Your goal. Without the pictures, write out all the lines below exactly as they appear.
++++
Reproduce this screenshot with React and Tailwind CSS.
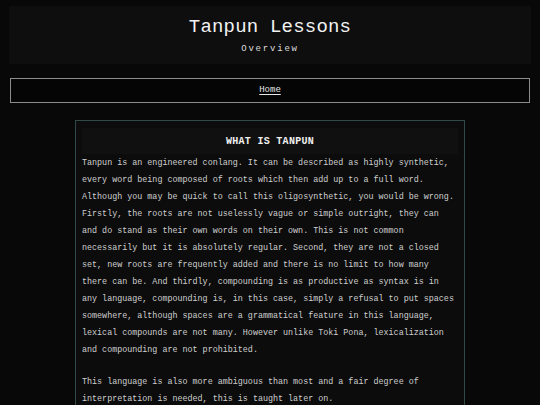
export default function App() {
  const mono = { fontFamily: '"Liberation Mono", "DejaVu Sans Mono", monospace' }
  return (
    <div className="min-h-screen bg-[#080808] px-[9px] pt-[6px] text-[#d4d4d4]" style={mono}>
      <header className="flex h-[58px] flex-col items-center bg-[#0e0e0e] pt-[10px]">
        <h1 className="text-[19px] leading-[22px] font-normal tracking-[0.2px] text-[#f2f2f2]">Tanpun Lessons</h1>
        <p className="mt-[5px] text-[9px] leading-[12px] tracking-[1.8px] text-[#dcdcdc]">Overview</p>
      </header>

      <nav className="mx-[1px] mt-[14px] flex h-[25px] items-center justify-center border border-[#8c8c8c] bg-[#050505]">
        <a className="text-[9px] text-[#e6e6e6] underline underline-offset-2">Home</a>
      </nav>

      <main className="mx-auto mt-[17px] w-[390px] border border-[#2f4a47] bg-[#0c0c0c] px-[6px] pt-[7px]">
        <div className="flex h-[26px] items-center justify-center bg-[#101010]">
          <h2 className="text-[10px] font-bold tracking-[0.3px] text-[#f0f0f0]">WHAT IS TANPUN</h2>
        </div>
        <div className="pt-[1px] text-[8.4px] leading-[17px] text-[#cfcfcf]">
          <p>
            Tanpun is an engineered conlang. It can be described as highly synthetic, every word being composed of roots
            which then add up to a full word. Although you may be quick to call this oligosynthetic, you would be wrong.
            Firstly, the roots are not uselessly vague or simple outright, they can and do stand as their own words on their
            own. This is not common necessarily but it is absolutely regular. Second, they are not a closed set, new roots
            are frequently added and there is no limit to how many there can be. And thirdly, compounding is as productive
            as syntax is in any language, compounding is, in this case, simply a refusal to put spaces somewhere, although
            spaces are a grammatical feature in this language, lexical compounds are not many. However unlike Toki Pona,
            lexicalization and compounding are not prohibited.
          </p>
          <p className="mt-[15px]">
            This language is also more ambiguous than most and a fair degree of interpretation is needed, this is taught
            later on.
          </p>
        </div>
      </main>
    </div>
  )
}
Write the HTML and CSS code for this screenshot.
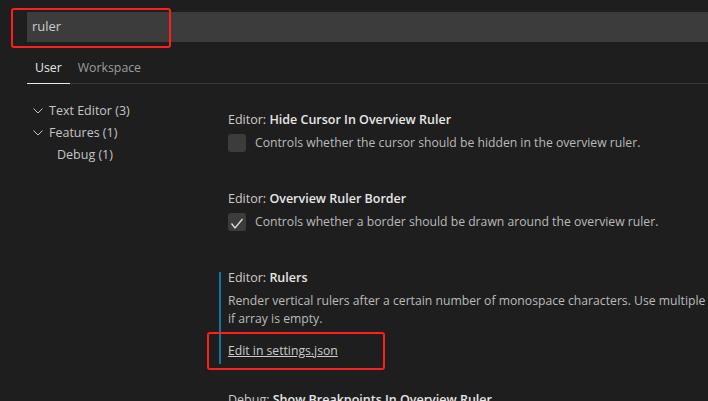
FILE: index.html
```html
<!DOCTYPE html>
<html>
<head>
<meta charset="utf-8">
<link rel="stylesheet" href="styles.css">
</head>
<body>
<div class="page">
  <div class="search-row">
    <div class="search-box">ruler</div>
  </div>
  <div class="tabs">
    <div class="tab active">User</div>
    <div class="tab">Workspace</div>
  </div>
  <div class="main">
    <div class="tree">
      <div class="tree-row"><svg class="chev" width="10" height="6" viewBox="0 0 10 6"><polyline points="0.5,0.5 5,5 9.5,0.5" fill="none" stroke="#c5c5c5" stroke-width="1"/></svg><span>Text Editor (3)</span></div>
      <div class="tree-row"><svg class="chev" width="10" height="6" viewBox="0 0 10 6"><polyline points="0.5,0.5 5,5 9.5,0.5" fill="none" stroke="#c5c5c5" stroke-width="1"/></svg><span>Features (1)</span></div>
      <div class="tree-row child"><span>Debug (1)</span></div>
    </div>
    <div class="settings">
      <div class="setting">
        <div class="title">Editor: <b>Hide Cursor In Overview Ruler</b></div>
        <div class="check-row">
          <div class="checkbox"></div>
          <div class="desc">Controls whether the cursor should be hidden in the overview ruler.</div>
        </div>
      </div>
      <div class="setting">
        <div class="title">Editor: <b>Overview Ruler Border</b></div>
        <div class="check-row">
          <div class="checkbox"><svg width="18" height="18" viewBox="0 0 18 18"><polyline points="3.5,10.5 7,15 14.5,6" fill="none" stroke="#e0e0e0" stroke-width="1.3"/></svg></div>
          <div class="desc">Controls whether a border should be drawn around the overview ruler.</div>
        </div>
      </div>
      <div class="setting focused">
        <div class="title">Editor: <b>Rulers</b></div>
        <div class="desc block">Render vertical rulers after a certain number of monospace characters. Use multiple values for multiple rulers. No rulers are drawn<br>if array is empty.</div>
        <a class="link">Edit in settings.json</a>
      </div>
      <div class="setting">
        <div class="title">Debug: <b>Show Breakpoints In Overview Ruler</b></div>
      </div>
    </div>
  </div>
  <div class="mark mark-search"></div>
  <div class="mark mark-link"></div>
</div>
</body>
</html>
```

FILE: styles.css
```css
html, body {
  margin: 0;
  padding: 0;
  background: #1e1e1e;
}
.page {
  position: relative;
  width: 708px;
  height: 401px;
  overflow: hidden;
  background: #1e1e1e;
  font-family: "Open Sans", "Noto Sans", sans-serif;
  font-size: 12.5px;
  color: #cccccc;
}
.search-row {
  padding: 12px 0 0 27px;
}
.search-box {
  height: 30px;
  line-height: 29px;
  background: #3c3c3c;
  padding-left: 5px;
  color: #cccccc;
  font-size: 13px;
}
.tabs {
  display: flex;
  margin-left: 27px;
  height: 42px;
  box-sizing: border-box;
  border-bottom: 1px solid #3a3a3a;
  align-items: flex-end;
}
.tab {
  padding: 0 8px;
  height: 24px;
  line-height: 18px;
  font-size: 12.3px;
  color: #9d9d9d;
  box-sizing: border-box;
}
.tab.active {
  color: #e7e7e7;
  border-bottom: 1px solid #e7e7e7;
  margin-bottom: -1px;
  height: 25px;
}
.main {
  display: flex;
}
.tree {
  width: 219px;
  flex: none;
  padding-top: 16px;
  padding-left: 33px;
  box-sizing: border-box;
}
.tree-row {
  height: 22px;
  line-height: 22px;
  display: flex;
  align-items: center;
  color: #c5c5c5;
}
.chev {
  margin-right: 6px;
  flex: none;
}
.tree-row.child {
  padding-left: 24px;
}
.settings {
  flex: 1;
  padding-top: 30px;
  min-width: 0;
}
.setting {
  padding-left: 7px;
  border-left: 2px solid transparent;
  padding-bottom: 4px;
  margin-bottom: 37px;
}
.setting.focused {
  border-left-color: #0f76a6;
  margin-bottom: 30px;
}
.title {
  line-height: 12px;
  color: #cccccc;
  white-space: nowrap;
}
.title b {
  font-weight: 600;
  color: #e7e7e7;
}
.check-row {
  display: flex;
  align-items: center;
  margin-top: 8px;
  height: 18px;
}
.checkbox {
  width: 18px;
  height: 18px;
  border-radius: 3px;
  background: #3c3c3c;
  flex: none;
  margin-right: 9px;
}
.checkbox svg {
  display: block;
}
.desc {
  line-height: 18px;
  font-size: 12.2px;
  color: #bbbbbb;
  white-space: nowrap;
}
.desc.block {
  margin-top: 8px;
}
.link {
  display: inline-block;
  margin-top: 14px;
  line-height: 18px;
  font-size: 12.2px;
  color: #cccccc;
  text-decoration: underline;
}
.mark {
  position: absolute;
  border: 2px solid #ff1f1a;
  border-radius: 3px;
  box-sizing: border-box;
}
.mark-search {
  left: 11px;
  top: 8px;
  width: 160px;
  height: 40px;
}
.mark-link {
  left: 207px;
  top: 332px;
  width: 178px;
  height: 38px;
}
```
++++
Answer to this task.
Reproduce this screenshot with React and Tailwind CSS.
export default function App() {
  const mono = { fontFamily: '"Liberation Mono", "DejaVu Sans Mono", monospace' }
  return (
    <div className="min-h-screen bg-[#080808] px-[9px] pt-[6px] text-[#d4d4d4]" style={mono}>
      <header className="flex h-[58px] flex-col items-center bg-[#0e0e0e] pt-[10px]">
        <h1 className="text-[19px] leading-[22px] font-normal tracking-[0.2px] text-[#f2f2f2]">Tanpun Lessons</h1>
        <p className="mt-[5px] text-[9px] leading-[12px] tracking-[1.8px] text-[#dcdcdc]">Overview</p>
      </header>

      <nav className="mx-[1px] mt-[14px] flex h-[25px] items-center justify-center border border-[#8c8c8c] bg-[#050505]">
        <a className="text-[9px] text-[#e6e6e6] underline underline-offset-2">Home</a>
      </nav>

      <main className="mx-auto mt-[17px] w-[390px] border border-[#2f4a47] bg-[#0c0c0c] px-[6px] pt-[7px]">
        <div className="flex h-[26px] items-center justify-center bg-[#101010]">
          <h2 className="text-[10px] font-bold tracking-[0.3px] text-[#f0f0f0]">WHAT IS TANPUN</h2>
        </div>
        <div className="pt-[1px] text-[8.4px] leading-[17px] text-[#cfcfcf]">
          <p>
            Tanpun is an engineered conlang. It can be described as highly synthetic, every word being composed of roots
            which then add up to a full word. Although you may be quick to call this oligosynthetic, you would be wrong.
            Firstly, the roots are not uselessly vague or simple outright, they can and do stand as their own words on their
            own. This is not common necessarily but it is absolutely regular. Second, they are not a closed set, new roots
            are frequently added and there is no limit to how many there can be. And thirdly, compounding is as productive
            as syntax is in any language, compounding is, in this case, simply a refusal to put spaces somewhere, although
            spaces are a grammatical feature in this language, lexical compounds are not many. However unlike Toki Pona,
            lexicalization and compounding are not prohibited.
          </p>
          <p className="mt-[15px]">
            This language is also more ambiguous than most and a fair degree of interpretation is needed, this is taught
            later on.
          </p>
        </div>
      </main>
    </div>
  )
}
Write the HTML and CSS code for this screenshot.
FILE: index.html
```html
<!DOCTYPE html>
<html>
<head>
<meta charset="utf-8">
<link rel="stylesheet" href="styles.css">
</head>
<body>
<div class="page">
  <div class="search-row">
    <div class="search-box">ruler</div>
  </div>
  <div class="tabs">
    <div class="tab active">User</div>
    <div class="tab">Workspace</div>
  </div>
  <div class="main">
    <div class="tree">
      <div class="tree-row"><svg class="chev" width="10" height="6" viewBox="0 0 10 6"><polyline points="0.5,0.5 5,5 9.5,0.5" fill="none" stroke="#c5c5c5" stroke-width="1"/></svg><span>Text Editor (3)</span></div>
      <div class="tree-row"><svg class="chev" width="10" height="6" viewBox="0 0 10 6"><polyline points="0.5,0.5 5,5 9.5,0.5" fill="none" stroke="#c5c5c5" stroke-width="1"/></svg><span>Features (1)</span></div>
      <div class="tree-row child"><span>Debug (1)</span></div>
    </div>
    <div class="settings">
      <div class="setting">
        <div class="title">Editor: <b>Hide Cursor In Overview Ruler</b></div>
        <div class="check-row">
          <div class="checkbox"></div>
          <div class="desc">Controls whether the cursor should be hidden in the overview ruler.</div>
        </div>
      </div>
      <div class="setting">
        <div class="title">Editor: <b>Overview Ruler Border</b></div>
        <div class="check-row">
          <div class="checkbox"><svg width="18" height="18" viewBox="0 0 18 18"><polyline points="3.5,10.5 7,15 14.5,6" fill="none" stroke="#e0e0e0" stroke-width="1.3"/></svg></div>
          <div class="desc">Controls whether a border should be drawn around the overview ruler.</div>
        </div>
      </div>
      <div class="setting focused">
        <div class="title">Editor: <b>Rulers</b></div>
        <div class="desc block">Render vertical rulers after a certain number of monospace characters. Use multiple values for multiple rulers. No rulers are drawn<br>if array is empty.</div>
        <a class="link">Edit in settings.json</a>
      </div>
      <div class="setting">
        <div class="title">Debug: <b>Show Breakpoints In Overview Ruler</b></div>
      </div>
    </div>
  </div>
  <div class="mark mark-search"></div>
  <div class="mark mark-link"></div>
</div>
</body>
</html>
```

FILE: styles.css
```css
html, body {
  margin: 0;
  padding: 0;
  background: #1e1e1e;
}
.page {
  position: relative;
  width: 708px;
  height: 401px;
  overflow: hidden;
  background: #1e1e1e;
  font-family: "Open Sans", "Noto Sans", sans-serif;
  font-size: 12.5px;
  color: #cccccc;
}
.search-row {
  padding: 12px 0 0 27px;
}
.search-box {
  height: 30px;
  line-height: 29px;
  background: #3c3c3c;
  padding-left: 5px;
  color: #cccccc;
  font-size: 13px;
}
.tabs {
  display: flex;
  margin-left: 27px;
  height: 42px;
  box-sizing: border-box;
  border-bottom: 1px solid #3a3a3a;
  align-items: flex-end;
}
.tab {
  padding: 0 8px;
  height: 24px;
  line-height: 18px;
  font-size: 12.3px;
  color: #9d9d9d;
  box-sizing: border-box;
}
.tab.active {
  color: #e7e7e7;
  border-bottom: 1px solid #e7e7e7;
  margin-bottom: -1px;
  height: 25px;
}
.main {
  display: flex;
}
.tree {
  width: 219px;
  flex: none;
  padding-top: 16px;
  padding-left: 33px;
  box-sizing: border-box;
}
.tree-row {
  height: 22px;
  line-height: 22px;
  display: flex;
  align-items: center;
  color: #c5c5c5;
}
.chev {
  margin-right: 6px;
  flex: none;
}
.tree-row.child {
  padding-left: 24px;
}
.settings {
  flex: 1;
  padding-top: 30px;
  min-width: 0;
}
.setting {
  padding-left: 7px;
  border-left: 2px solid transparent;
  padding-bottom: 4px;
  margin-bottom: 37px;
}
.setting.focused {
  border-left-color: #0f76a6;
  margin-bottom: 30px;
}
.title {
  line-height: 12px;
  color: #cccccc;
  white-space: nowrap;
}
.title b {
  font-weight: 600;
  color: #e7e7e7;
}
.check-row {
  display: flex;
  align-items: center;
  margin-top: 8px;
  height: 18px;
}
.checkbox {
  width: 18px;
  height: 18px;
  border-radius: 3px;
  background: #3c3c3c;
  flex: none;
  margin-right: 9px;
}
.checkbox svg {
  display: block;
}
.desc {
  line-height: 18px;
  font-size: 12.2px;
  color: #bbbbbb;
  white-space: nowrap;
}
.desc.block {
  margin-top: 8px;
}
.link {
  display: inline-block;
  margin-top: 14px;
  line-height: 18px;
  font-size: 12.2px;
  color: #cccccc;
  text-decoration: underline;
}
.mark {
  position: absolute;
  border: 2px solid #ff1f1a;
  border-radius: 3px;
  box-sizing: border-box;
}
.mark-search {
  left: 11px;
  top: 8px;
  width: 160px;
  height: 40px;
}
.mark-link {
  left: 207px;
  top: 332px;
  width: 178px;
  height: 38px;
}
```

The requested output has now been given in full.